Politico reports that the Obama administration has decided to sit down with the Muslim Brotherhood. “The political landscape in Egypt has changed, and is changing . . . It is in our interests to engage with all of the parties that are competing for parliament or the presidency,” an official said who spoke to Reuters on the condition of anonymity.
The reasoning wears thin, however, for several reasons.
First, the Obama administration has been seeking to engage the Brotherhood even before the Arab Spring. The U.S. Embassy in Cairo, for example, sent ten members of the Muslim Brotherhood invitations to attend Obama’s June 4, 2009 speech at the University of Cairo.
Second, the Obama administration puts too much trust in the rhetoric of the Brotherhood and focuses too little on its ideology. The Muslim Brotherhood’s fundamental animosity to the trappings and principles of the modern nation-state remains constant. While the Brotherhood has long told Western diplomats and scholars that they now eschew violence, their own communications belie such a statement. Their own website in recent years has hosted a series of articles encouraging violence against Jews, Christians, and non-Muslims.
Certainly, the Muslim Brotherhood is a player in Egyptian politics. The Obama administration, however, constantly fails to understand that engagement comes at a price: By sitting down and talking to the Muslim Brotherhood, the Obama administration legitimizes the group and the violence which has propelled it to prominence. Obama’s reluctance to engage liberal reformers and democratic dissidents underscores the message that violence brings diplomatic legitimacy.
Obama’s supporters and even aides often talk about America’s declining power. Ironically, the White House’s inability to recognize the power and importance of the legitimacy it bestows on its adversaries is what is squandering the American diplomatic position. Simply put, Obama does not recognize that adversaries and enemies need the United States more than the reverse.
Rather than embrace the Brotherhood, the Obama administration should be seeking to ensure that the group cannot dominate Egypt. Most analysts agree that the Muslim Brotherhood is by far the best organized group in Egypt, but that it only enjoys perhaps 25 or 30 percent support. The secular opposition remains weak and fractured.

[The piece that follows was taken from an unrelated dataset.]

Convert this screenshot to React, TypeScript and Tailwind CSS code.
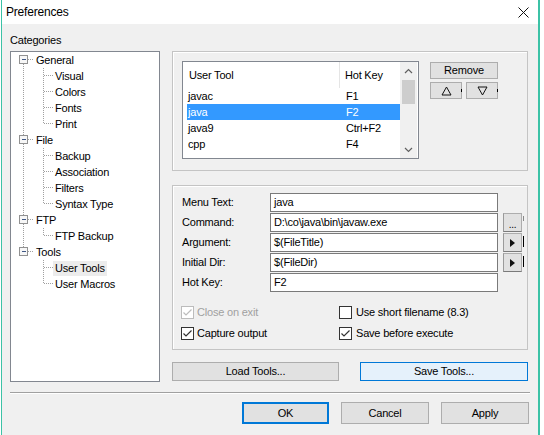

If the Obama administration wishes to remain engaged in Egypt’s future and shape the best possible outcome for both U.S. national security and the Egyptian people, it should be pushing for electoral reform to change Egypt’s dysfunctional system to a proportional representation model in which the secular majority can form a coalition to check a Muslim Brotherhood minority for which true democracy is anathema.